The film’s direction is impeccable, and the production superb. The documentary does not have narrative evolution, since its pattern is repetitive, and the same information is repeated time and time again; rehearsals, instructions, functions, images of the building etc. This means that those who are not ballet lovers, or do not understand the art, can find it monotonous and, perhaps rightly so, boring.
«An artist does not always have an explanation for what he/she does; it is the spectators who have to find it» said Jean Cocteau (1889–1963), as Laurent Hilaire (1962) reminded Emilie Cozette (1981).

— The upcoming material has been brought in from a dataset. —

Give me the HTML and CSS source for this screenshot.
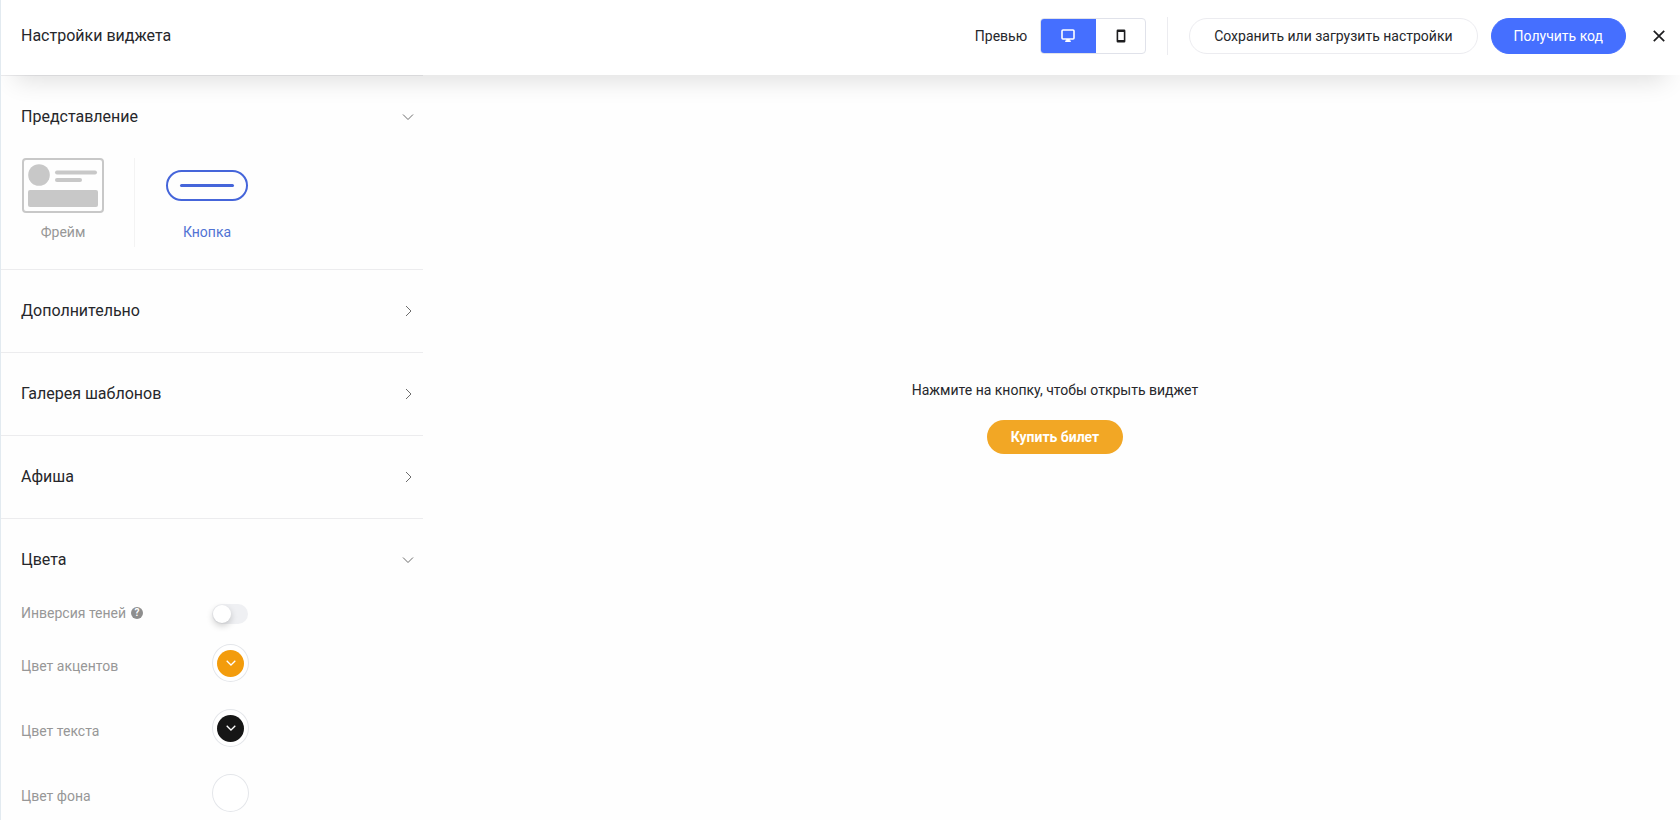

You have to see this documentary, which is a valuable source of information.
The film closely follows the rehearsals of these works:
Genus, by Wayne McGregor; El sueño de Medea, by Angelin Preljocaj; La casa de Bernarda, by Mats Ek; Paquita, by Pierre Lacotte; The Nutcracker, by Rudolph Nureyev; Orphée et Eurydice, by Pina Bausch, and Romeo and Juliette, by Sasha Waltz.
- The ballet class given by Andreï Klemm.
- José Martínez rehearsing his variation in the final act of Nureyev’s Nutcracker.
- Emilie Cozette interpreting Medea with Preljocaj.
- Brigitte Lefèvre ’s conversation with the Israeli choreographer Emanuel Gat.
- Lefèvre telling Gat about their new works with the Paris Opera Ballet.
- Agnes Letestu and Hervé Moreau rehearsing Paquita in front of Thesmar and Lacotte.
- Benjamin Pech and Marie-Agnès Gillot rehearsing McGregor’s Genus.
- A fragment of Medea, by Preljocaj, interpreted by Delphine Moussin, where she kills her children.
- An extraordinary Marie-Agnes Gillot in a stage rehearsal of Paquita.
- Marie-Agnès Gillot, Laëtitia Pujol and other dancers in an intense moment of shouting in The House of Bernarda by Ek.
- Dominique Merci explaining Orphée and Eurydice by Bausch.
- The few shots in the tailoring and hairdressing departments, and the windows of the Garnier Opera building.
- The performance of the opera-ballet "Romeo and Juliette" by Sasha Waltz by Aurélie Dupont and Hervé Moreau in the Bastille Opera.
- Gerard Mortier with Lefèvre, during his time as Director of the Garnier Opera and the Bastille Opera.
Palais Garnier – Opera National de Paris, París.